Two important rules: you cannot apply to KfW directly — the application must go through your commercial bank before the notary contract is signed. And once the Kaufvertrag is executed, you lose access to this program. Apply early.

What Documentation German Banks Want

Regardless of your residency status, German banks will ask for:

  • A valid passport and current residence permit
  • Three consecutive months of German payslips (Gehaltsnachweise)
  • Your most recent German tax assessment (Steuerbescheid)
  • A SCHUFA credit report (see our separate guide on building SCHUFA as an expat)
  • Proof of equity funds for the down payment and closing costs
  • If your income is from abroad: certified translations of foreign tax returns and bank statements, sometimes with apostille

Non-residents relying entirely on foreign income face additional scrutiny. German banks want income documented within their system. Some private banks and specialist mortgage brokers (such as Hypofriend or PlanetHome) handle these cases, but expect longer processing times and higher rate premiums.

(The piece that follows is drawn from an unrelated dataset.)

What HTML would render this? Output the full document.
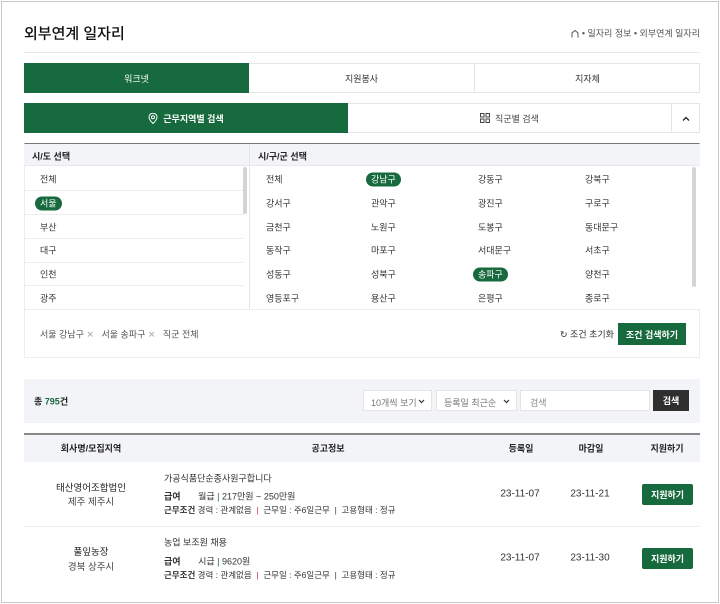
<!DOCTYPE html>
<html><head><meta charset="utf-8"><style>
*{margin:0;padding:0;box-sizing:border-box}
body{width:720px;height:604px;background:#fff;font-family:"Liberation Sans","Noto Sans CJK KR",sans-serif;color:#333;position:relative;overflow:hidden;font-size:9px}
.a{position:absolute}
.frame{left:1px;top:1px;width:718px;height:602px;border:1px solid #c8c8c8}
.c{display:flex;align-items:center;justify-content:center}
.g{background:#166a3d;color:#fff}
.pill{background:#166a3d;color:#fff;border-radius:9px;padding:2px 5px;margin-left:-5px}
.t{transform:translateY(-50%)}
.cx{transform:translate(-50%,-50%);white-space:nowrap}
.chev{position:absolute;right:6px;top:8px}
</style></head><body>
<div class="a frame"></div>
<div class="a t" style="left:24px;top:33px;font-size:15px;color:#111;font-weight:500">외부연계 일자리</div>
<div class="a t" style="right:20px;top:33px;font-size:9px;color:#555;white-space:nowrap"><svg width="8" height="8" viewBox="0 0 8 8" style="vertical-align:-1px"><path d="M1 8V3.5L4 1l3 2.5V8" fill="none" stroke="#555" stroke-width="1"/></svg> • 일자리 정보 • 외부연계 일자리</div>
<div class="a" style="left:24px;top:52px;width:676px;height:1px;background:#e8e8ee"></div>

<div class="a" style="left:24px;top:63px;width:676px;height:30px;border:1px solid #e4e4ea"></div>
<div class="a c g" style="left:24px;top:63px;width:225px;height:30px">워크넷</div>
<div class="a c" style="left:249px;top:63px;width:226px;height:30px;border-right:1px solid #e4e4ea">지원봉사</div>
<div class="a c" style="left:475px;top:63px;width:225px;height:30px">지자체</div>

<div class="a" style="left:24px;top:103px;width:676px;height:30px;border:1px solid #e4e4ea"></div>
<div class="a c g" style="left:24px;top:103px;width:324px;height:30px;font-weight:bold"><svg width="10" height="11" viewBox="0 0 10 11" style="margin-right:5px"><path d="M5 10.5C2 7.5 1 6 1 4.2A4 4 0 0 1 9 4.2C9 6 8 7.5 5 10.5Z" fill="none" stroke="#fff"/><circle cx="5" cy="4.3" r="1.5" fill="none" stroke="#fff"/></svg>근무지역별 검색</div>
<div class="a c" style="left:348px;top:103px;width:323px;height:30px;color:#444"><svg width="10" height="10" viewBox="0 0 10 10" style="margin-right:5px"><rect x=".5" y=".5" width="3.5" height="3.5" fill="none" stroke="#444"/><rect x="6" y=".5" width="3.5" height="3.5" fill="none" stroke="#444"/><rect x=".5" y="6" width="3.5" height="3.5" fill="none" stroke="#444"/><rect x="6" y="6" width="3.5" height="3.5" fill="none" stroke="#444"/></svg>직군별 검색</div>
<div class="a c" style="left:671px;top:103px;width:29px;height:30px;border-left:1px solid #e4e4ea"><svg width="8" height="5" viewBox="0 0 8 5"><path d="M1 4.5L4 1.5 7 4.5" fill="none" stroke="#222" stroke-width="1.3"/></svg></div>

<div class="a" style="left:24px;top:143px;width:676px;height:215px;border:1px solid #ececf1;border-top:1px solid #777"></div>
<div class="a" style="left:24px;top:144px;width:676px;height:22px;background:#f3f4f7;border-bottom:1px solid #e8e8ee"></div>
<div class="a" style="left:249px;top:144px;width:1px;height:166px;background:#e4e4ea"></div>
<div class="a t" style="left:32px;top:156px;color:#222;font-weight:bold">시/도 선택</div>
<div class="a t" style="left:258px;top:156px;color:#222;font-weight:bold">시/구/군 선택</div>
<div class="a" style="left:250px;top:166px;width:450px;height:144px;background:#fff"></div>
<div class="a" style="left:24px;top:190px;width:220px;height:1px;background:#ececf1"></div>
<div class="a" style="left:24px;top:214px;width:220px;height:1px;background:#ececf1"></div>
<div class="a" style="left:24px;top:238px;width:220px;height:1px;background:#ececf1"></div>
<div class="a" style="left:24px;top:262px;width:220px;height:1px;background:#ececf1"></div>
<div class="a" style="left:24px;top:285px;width:220px;height:1px;background:#ececf1"></div>
<div class="a" style="left:24px;top:309px;width:676px;height:1px;background:#ececf1"></div>
<div class="a" style="left:243px;top:167px;width:4px;height:47px;background:#d4d4d8;border-radius:2px"></div>
<div class="a" style="left:692px;top:167px;width:4px;height:120px;background:#d4d4d8;border-radius:2px"></div>
<div class="a t" style="left:40px;top:179px">전체</div>
<div class="a t" style="left:40px;top:203px"><span class="pill">서울</span></div>
<div class="a t" style="left:40px;top:227px">부산</div>
<div class="a t" style="left:40px;top:250px">대구</div>
<div class="a t" style="left:40px;top:274px">인천</div>
<div class="a t" style="left:40px;top:298px">광주</div>

<div class="a t" style="left:266px;top:179px">전체</div><div class="a t" style="left:371px;top:179px"><span class="pill">강남구</span></div><div class="a t" style="left:478px;top:179px">강동구</div><div class="a t" style="left:585px;top:179px">강북구</div>
<div class="a t" style="left:266px;top:203px">강서구</div><div class="a t" style="left:371px;top:203px">관악구</div><div class="a t" style="left:478px;top:203px">광진구</div><div class="a t" style="left:585px;top:203px">구로구</div>
<div class="a t" style="left:266px;top:227px">금천구</div><div class="a t" style="left:371px;top:227px">노원구</div><div class="a t" style="left:478px;top:227px">도봉구</div><div class="a t" style="left:585px;top:227px">동대문구</div>
<div class="a t" style="left:266px;top:250px">동작구</div><div class="a t" style="left:371px;top:250px">마포구</div><div class="a t" style="left:478px;top:250px">서대문구</div><div class="a t" style="left:585px;top:250px">서초구</div>
<div class="a t" style="left:266px;top:274px">성동구</div><div class="a t" style="left:371px;top:274px">성북구</div><div class="a t" style="left:478px;top:274px"><span class="pill">송파구</span></div><div class="a t" style="left:585px;top:274px">양천구</div>
<div class="a t" style="left:266px;top:298px">영등포구</div><div class="a t" style="left:371px;top:298px">용산구</div><div class="a t" style="left:478px;top:298px">은평구</div><div class="a t" style="left:585px;top:298px">종로구</div>

<div class="a t" style="left:40px;top:334px;color:#555;white-space:nowrap">서울 강남구 <span style="color:#aaa">✕</span>&nbsp;&nbsp;&nbsp;서울 송파구 <span style="color:#aaa">✕</span>&nbsp;&nbsp;&nbsp;직군 전체</div>
<div class="a t" style="left:560px;top:334px;color:#333;white-space:nowrap">↻ 조건 초기화</div>
<div class="a c g" style="left:618px;top:323px;width:68px;height:22px;font-weight:bold">조건 검색하기</div>

<div class="a" style="left:24px;top:379px;width:676px;height:44px;background:#f3f4f7"></div>
<div class="a t" style="left:34px;top:401px;font-weight:bold;color:#222">총 <span style="color:#166a3d">795</span>건</div>
<div class="a" style="left:363px;top:390px;width:69px;height:21px;background:#fff;border:1px solid #e4e4ea;color:#777;padding:5px 0 0 7px">10개씩 보기<svg class="chev" width="7" height="5" viewBox="0 0 7 5"><path d="M1 1l2.5 2.5L6 1" fill="none" stroke="#333" stroke-width="1.2"/></svg></div>
<div class="a" style="left:436px;top:390px;width:81px;height:21px;background:#fff;border:1px solid #e4e4ea;color:#777;padding:5px 0 0 7px">등록일 최근순<svg class="chev" width="7" height="5" viewBox="0 0 7 5"><path d="M1 1l2.5 2.5L6 1" fill="none" stroke="#333" stroke-width="1.2"/></svg></div>
<div class="a" style="left:520px;top:390px;width:130px;height:21px;background:#fff;border:1px solid #e4e4ea;color:#888;padding:5px 0 0 9px">검색</div>
<div class="a c" style="left:653px;top:390px;width:36px;height:21px;background:#2f2f2f;color:#fff;font-weight:bold">검색</div>

<div class="a" style="left:24px;top:433px;width:676px;height:29px;background:#f3f4f7;border-top:2px solid #888"></div>
<div class="a cx" style="left:91px;top:448px;font-weight:bold;color:#222">회사명/모집지역</div>
<div class="a cx" style="left:328px;top:448px;font-weight:bold;color:#222">공고정보</div>
<div class="a cx" style="left:521px;top:448px;font-weight:bold;color:#222">등록일</div>
<div class="a cx" style="left:591px;top:448px;font-weight:bold;color:#222">마감일</div>
<div class="a cx" style="left:667px;top:448px;font-weight:bold;color:#222">지원하기</div>
<div class="a" style="left:24px;top:526px;width:676px;height:1px;background:#ececf1"></div>

<div class="a cx" style="left:91px;top:487px;font-size:9.5px;color:#222">태산영어조합법인</div>
<div class="a cx" style="left:91px;top:501px;font-size:9.5px;color:#444">제주 제주시</div>
<div class="a t" style="left:164px;top:478px">가공식품단순종사원구합니다</div>
<div class="a t" style="left:164px;top:496px;white-space:nowrap"><b>급여</b>&nbsp;&nbsp;&nbsp;&nbsp;&nbsp;&nbsp;&nbsp;월급 <span style="color:#166a3d">|</span> 217만원 ~ 250만원</div>
<div class="a t" style="left:164px;top:510px;white-space:nowrap;font-size:8.5px"><b>근무조건</b> 경력 : 관계없음 &nbsp;<span style="color:#c33">|</span>&nbsp; 근무일 : 주6일근무 &nbsp;|&nbsp; 고용형태 : 정규</div>
<div class="a cx" style="left:520px;top:494px;font-size:10px">23-11-07</div>
<div class="a cx" style="left:590px;top:494px;font-size:10px">23-11-21</div>
<div class="a c g" style="left:642px;top:484px;width:51px;height:21px;border-radius:2px;font-weight:bold">지원하기</div>

<div class="a cx" style="left:91px;top:551px;font-size:9.5px;color:#222">풀잎농장</div>
<div class="a cx" style="left:91px;top:566px;font-size:9.5px;color:#444">경북 상주시</div>
<div class="a t" style="left:164px;top:542px">농업 보조원 채용</div>
<div class="a t" style="left:164px;top:561px;white-space:nowrap"><b>급여</b>&nbsp;&nbsp;&nbsp;&nbsp;&nbsp;&nbsp;&nbsp;시급 <span style="color:#166a3d">|</span> 9620원</div>
<div class="a t" style="left:164px;top:575px;white-space:nowrap;font-size:8.5px"><b>근무조건</b> 경력 : 관계없음 &nbsp;<span style="color:#c33">|</span>&nbsp; 근무일 : 주6일근무 &nbsp;|&nbsp; 고용형태 : 정규</div>
<div class="a cx" style="left:520px;top:558px;font-size:10px">23-11-07</div>
<div class="a cx" style="left:590px;top:558px;font-size:10px">23-11-30</div>
<div class="a c g" style="left:642px;top:548px;width:51px;height:21px;border-radius:2px;font-weight:bold">지원하기</div>
</body></html>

Debt-to-Income Rules Are Strict

German banks apply conservative debt-to-income (DTI) limits. As a general rule, your total monthly mortgage repayment should not exceed roughly 35% of your net monthly income. Unlike some US or UK lenders who will stretch to 43–45% DTI, German banks hold this line firmly. If you are close to the boundary, having a co-borrower — a partner with documented German income — can make the difference.

The Bottom Line

Yes, expats can get mortgages in Germany. What varies dramatically is the LTV you can access and therefore how much cash you need upfront. If you hold a Niederlassungserlaubnis, your position is close to a German national's. If you are on a Blue Card approaching the 21-month mark, it may be worth waiting a few months before buying. If you are a non-resident, plan for a 40–50% down payment plus 9–12% in closing costs — a combined cash outlay that can reach 50–60% of the property's value.

The German mortgage system rewards patience and preparation. Getting your residency status, income documentation, and SCHUFA profile in order before you start viewing properties is not just advisable — it is what separates buyers who close from buyers who lose deals at the financing stage.